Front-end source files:
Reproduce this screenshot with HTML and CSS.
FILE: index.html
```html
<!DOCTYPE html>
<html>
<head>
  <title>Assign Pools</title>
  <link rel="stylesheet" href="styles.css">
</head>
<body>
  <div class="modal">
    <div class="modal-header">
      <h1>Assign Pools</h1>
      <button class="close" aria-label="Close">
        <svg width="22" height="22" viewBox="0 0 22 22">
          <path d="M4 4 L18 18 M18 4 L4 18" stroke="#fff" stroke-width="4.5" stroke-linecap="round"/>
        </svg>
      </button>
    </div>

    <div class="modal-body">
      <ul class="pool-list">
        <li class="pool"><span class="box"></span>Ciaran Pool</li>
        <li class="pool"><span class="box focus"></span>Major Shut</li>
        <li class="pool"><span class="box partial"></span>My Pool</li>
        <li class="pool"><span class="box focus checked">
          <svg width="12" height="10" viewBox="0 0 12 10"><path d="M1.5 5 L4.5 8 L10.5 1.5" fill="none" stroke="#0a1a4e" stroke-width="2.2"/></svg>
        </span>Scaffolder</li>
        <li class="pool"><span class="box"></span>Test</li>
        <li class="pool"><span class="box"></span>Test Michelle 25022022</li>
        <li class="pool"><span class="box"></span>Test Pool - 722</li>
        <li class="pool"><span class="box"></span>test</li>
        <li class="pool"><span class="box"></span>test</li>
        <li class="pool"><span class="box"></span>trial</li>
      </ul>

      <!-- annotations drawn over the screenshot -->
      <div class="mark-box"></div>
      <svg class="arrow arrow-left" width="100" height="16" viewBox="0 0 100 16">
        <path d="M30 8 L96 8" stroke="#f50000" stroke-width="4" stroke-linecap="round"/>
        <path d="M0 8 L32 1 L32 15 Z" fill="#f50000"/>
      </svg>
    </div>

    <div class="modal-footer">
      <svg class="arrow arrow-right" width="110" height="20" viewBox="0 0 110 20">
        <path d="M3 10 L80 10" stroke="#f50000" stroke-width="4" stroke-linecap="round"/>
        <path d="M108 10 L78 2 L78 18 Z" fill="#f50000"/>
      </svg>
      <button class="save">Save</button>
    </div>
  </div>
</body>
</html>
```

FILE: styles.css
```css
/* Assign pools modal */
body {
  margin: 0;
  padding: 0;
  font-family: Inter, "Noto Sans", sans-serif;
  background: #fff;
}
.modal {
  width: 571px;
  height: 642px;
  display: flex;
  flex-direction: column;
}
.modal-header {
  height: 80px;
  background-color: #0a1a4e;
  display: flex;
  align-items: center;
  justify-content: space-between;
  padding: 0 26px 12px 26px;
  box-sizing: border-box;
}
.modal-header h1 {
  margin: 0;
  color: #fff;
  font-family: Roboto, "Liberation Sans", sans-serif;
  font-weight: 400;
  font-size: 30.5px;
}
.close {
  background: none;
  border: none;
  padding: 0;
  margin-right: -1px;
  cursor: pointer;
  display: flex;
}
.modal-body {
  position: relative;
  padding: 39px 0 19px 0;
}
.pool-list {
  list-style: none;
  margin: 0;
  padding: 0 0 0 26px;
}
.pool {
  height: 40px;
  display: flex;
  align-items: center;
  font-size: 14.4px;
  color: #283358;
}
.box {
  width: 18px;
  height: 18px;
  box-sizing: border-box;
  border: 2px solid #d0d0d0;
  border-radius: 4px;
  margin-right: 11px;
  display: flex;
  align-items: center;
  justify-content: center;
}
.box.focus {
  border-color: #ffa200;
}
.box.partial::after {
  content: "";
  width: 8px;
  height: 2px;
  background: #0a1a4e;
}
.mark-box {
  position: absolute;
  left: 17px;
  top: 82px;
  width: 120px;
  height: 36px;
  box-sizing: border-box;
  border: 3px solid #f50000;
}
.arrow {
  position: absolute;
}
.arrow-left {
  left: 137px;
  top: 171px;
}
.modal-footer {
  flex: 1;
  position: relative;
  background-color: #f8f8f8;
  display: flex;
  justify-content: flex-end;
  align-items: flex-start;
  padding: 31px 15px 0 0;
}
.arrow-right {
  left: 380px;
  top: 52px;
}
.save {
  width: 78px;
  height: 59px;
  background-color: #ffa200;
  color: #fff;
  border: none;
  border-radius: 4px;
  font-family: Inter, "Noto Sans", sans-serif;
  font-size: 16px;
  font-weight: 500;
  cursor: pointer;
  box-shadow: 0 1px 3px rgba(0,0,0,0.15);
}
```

--

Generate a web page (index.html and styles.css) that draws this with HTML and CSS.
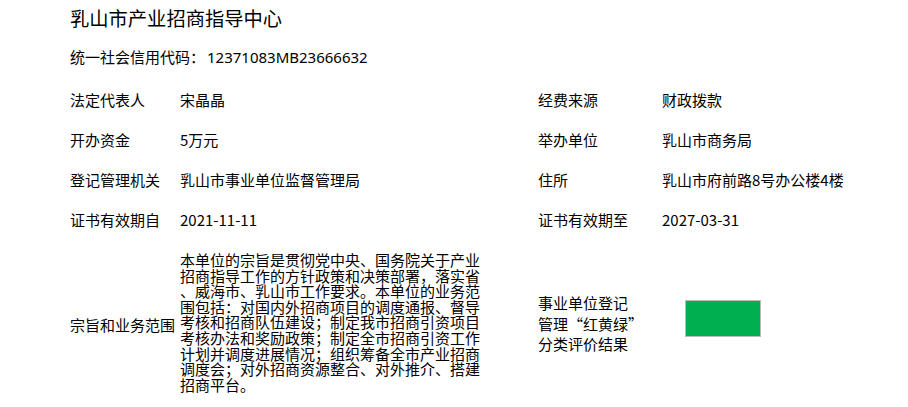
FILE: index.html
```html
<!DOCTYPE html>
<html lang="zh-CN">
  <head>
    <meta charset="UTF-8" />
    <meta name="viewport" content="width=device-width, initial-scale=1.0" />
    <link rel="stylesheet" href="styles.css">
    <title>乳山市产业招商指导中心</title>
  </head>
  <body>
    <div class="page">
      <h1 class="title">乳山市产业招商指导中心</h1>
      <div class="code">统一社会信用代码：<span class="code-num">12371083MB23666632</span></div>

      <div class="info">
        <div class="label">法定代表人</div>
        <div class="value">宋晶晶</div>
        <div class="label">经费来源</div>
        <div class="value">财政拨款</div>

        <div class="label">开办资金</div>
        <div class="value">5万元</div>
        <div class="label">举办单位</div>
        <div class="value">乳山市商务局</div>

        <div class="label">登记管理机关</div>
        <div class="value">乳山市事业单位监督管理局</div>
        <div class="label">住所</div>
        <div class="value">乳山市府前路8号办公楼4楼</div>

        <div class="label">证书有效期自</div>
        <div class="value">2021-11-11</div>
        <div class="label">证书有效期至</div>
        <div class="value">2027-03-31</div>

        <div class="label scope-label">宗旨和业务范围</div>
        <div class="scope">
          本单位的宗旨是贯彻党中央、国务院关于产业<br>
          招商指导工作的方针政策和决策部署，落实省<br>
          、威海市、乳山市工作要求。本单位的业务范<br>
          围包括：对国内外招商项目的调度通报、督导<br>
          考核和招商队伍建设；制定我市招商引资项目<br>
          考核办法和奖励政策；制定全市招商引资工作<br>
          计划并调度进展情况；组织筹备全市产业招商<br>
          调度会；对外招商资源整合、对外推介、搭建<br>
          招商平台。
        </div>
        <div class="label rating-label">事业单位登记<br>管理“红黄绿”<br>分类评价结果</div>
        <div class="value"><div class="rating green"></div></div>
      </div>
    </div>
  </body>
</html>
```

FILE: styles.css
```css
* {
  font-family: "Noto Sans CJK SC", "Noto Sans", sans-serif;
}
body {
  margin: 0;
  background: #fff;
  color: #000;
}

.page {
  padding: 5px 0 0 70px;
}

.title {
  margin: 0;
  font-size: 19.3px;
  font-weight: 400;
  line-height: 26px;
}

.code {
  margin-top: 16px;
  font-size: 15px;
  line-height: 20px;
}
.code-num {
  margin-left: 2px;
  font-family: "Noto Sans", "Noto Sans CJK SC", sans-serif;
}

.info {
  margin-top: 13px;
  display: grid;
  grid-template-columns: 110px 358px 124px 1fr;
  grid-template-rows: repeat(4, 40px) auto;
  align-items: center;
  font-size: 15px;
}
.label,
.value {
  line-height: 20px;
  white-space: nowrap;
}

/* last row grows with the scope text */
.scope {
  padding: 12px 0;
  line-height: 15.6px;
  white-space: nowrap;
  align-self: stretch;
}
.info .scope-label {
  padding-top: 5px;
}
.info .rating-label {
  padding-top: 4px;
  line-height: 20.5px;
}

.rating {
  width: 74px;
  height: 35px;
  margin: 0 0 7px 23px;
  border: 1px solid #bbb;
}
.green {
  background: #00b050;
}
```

...

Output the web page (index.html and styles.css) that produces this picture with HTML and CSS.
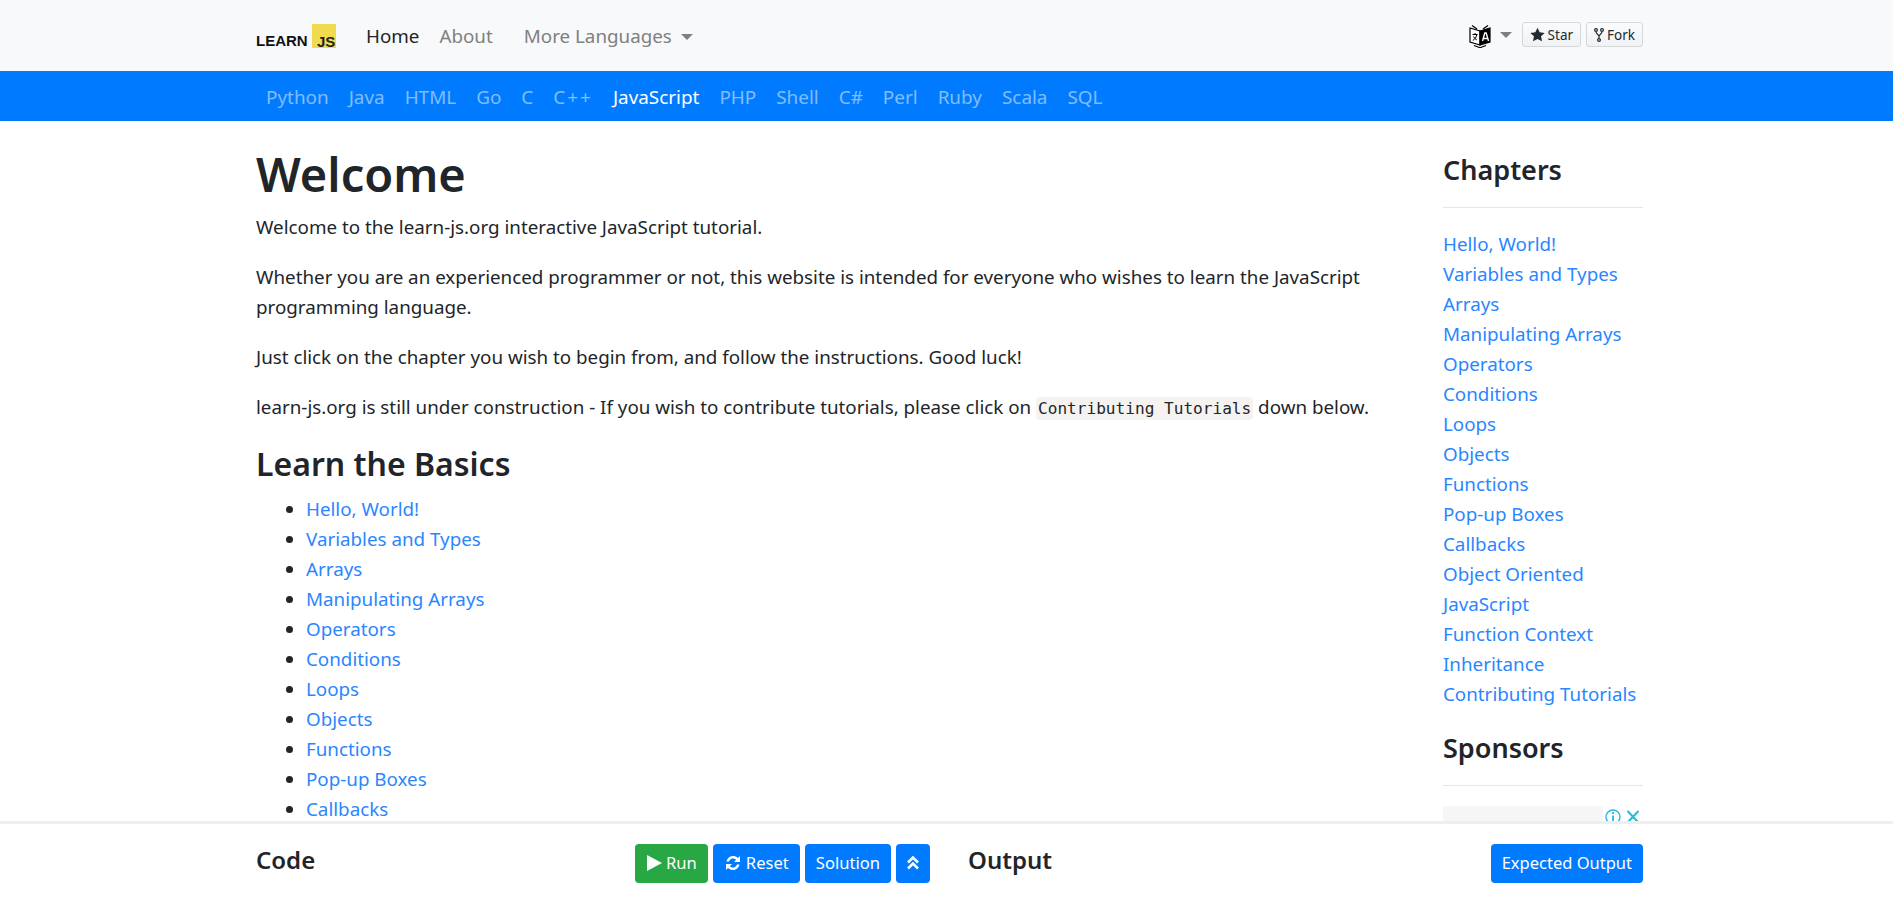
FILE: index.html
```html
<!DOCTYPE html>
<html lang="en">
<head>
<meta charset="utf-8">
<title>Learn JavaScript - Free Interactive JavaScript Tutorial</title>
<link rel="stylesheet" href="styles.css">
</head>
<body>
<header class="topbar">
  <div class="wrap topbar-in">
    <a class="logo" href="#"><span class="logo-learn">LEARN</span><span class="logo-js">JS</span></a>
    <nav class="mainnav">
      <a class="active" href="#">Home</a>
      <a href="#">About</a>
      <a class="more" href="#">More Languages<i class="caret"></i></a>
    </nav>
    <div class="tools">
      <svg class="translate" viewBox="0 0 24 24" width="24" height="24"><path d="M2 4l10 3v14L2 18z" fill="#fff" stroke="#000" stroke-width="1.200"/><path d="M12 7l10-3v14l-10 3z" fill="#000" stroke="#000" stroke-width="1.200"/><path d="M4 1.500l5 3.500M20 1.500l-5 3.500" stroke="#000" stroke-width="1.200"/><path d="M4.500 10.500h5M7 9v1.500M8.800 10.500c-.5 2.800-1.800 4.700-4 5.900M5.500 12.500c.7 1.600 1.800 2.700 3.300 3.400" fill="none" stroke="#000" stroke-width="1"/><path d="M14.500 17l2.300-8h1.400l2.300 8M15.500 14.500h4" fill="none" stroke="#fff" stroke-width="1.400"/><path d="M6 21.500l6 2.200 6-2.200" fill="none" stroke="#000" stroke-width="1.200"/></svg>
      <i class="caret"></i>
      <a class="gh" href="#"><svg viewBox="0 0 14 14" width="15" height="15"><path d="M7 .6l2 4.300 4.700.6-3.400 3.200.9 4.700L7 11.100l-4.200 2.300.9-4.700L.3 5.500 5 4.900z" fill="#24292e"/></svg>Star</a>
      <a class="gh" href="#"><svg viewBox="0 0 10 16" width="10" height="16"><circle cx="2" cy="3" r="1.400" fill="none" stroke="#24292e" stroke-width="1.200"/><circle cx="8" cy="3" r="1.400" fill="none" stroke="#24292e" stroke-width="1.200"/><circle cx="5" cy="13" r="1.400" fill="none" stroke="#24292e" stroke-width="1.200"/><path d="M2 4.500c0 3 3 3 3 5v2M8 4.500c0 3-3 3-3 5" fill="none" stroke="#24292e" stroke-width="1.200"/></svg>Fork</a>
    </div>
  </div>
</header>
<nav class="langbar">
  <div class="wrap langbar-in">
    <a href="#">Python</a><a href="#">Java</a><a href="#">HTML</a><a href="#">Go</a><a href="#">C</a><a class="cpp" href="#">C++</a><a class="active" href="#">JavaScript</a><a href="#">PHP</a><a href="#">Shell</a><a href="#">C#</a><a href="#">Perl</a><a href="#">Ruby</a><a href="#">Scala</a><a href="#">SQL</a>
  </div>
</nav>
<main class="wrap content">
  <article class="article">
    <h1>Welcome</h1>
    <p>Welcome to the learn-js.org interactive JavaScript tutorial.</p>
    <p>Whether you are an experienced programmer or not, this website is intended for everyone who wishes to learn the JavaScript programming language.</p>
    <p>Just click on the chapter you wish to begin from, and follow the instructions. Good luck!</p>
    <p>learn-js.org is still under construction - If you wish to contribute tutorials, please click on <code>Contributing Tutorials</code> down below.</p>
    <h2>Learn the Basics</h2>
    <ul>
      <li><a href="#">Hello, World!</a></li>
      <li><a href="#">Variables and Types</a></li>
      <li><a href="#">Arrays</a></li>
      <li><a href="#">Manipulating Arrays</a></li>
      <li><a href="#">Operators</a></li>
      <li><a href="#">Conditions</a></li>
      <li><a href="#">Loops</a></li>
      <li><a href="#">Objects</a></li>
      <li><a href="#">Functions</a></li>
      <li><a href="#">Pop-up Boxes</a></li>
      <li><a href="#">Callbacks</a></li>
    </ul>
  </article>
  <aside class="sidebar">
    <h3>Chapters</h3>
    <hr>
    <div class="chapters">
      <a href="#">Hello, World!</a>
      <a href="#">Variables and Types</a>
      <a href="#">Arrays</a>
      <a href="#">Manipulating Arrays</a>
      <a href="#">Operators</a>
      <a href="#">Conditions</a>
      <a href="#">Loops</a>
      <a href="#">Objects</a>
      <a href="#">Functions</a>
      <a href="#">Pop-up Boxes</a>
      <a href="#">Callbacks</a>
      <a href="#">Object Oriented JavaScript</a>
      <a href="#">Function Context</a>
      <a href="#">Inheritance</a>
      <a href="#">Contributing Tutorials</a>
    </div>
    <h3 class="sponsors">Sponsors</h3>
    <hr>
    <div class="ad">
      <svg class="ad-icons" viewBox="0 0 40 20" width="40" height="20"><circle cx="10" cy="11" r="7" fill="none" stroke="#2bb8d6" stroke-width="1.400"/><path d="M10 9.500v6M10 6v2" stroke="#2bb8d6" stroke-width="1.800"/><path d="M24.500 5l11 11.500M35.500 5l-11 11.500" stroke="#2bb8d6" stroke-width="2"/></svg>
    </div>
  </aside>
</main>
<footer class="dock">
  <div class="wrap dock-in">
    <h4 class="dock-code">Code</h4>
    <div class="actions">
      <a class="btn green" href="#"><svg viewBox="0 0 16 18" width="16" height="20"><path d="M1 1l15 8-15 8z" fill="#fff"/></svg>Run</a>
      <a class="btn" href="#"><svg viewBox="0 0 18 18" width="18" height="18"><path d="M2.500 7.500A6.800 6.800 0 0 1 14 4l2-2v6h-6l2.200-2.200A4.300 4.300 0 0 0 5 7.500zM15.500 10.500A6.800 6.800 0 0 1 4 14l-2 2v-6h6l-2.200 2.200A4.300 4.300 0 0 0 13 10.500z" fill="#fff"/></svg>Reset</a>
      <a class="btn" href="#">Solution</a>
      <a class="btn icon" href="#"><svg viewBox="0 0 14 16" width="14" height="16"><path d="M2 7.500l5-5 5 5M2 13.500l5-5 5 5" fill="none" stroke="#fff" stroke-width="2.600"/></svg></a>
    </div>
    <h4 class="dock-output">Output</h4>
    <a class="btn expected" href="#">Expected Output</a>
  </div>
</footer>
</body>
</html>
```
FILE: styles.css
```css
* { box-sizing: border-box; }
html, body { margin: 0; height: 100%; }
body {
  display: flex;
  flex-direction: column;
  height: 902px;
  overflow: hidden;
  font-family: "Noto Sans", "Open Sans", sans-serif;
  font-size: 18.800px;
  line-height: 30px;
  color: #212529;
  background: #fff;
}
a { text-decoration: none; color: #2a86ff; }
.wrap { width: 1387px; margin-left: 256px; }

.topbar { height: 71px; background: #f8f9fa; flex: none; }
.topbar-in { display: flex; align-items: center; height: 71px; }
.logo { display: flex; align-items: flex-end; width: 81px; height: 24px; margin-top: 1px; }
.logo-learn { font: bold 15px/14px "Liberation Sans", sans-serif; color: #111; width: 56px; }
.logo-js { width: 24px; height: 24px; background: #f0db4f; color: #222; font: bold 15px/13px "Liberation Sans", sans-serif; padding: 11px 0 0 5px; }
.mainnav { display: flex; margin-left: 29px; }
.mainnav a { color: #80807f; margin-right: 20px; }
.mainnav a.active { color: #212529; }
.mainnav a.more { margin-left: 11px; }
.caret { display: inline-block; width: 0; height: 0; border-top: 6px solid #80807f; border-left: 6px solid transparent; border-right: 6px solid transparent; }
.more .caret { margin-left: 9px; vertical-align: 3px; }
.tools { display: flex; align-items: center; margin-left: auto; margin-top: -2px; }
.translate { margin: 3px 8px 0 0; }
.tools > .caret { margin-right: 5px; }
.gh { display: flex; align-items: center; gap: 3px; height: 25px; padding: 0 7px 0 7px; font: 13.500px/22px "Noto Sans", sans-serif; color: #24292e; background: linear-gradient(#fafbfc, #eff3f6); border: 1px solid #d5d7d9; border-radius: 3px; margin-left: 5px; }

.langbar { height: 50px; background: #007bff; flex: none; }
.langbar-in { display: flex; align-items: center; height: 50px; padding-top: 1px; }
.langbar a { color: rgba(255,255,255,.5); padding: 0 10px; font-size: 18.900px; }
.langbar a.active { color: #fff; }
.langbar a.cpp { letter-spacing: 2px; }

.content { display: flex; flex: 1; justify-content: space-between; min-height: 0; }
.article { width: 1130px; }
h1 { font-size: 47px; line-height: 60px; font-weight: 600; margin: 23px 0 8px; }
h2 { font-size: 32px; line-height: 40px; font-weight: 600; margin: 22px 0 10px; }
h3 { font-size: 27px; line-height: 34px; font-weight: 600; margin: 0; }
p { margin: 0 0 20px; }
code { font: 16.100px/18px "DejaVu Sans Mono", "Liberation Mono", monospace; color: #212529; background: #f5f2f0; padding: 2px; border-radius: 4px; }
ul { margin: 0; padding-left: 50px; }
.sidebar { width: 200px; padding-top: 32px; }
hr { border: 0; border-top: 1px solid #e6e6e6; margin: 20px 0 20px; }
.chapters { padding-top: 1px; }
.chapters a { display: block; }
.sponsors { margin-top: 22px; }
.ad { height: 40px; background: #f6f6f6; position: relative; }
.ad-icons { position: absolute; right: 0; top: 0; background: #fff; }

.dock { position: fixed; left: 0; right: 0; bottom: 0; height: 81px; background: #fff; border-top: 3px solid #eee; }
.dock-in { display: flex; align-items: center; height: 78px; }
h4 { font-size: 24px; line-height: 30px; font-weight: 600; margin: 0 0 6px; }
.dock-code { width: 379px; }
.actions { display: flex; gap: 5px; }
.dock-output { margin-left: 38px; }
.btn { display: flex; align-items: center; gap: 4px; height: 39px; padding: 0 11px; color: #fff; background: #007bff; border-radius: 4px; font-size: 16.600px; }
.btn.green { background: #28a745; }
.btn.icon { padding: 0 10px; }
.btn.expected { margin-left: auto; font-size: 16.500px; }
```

— What to produce —
Say how many lines in the listing above include "page". Give nothing but the number.

— Exercise solution —
4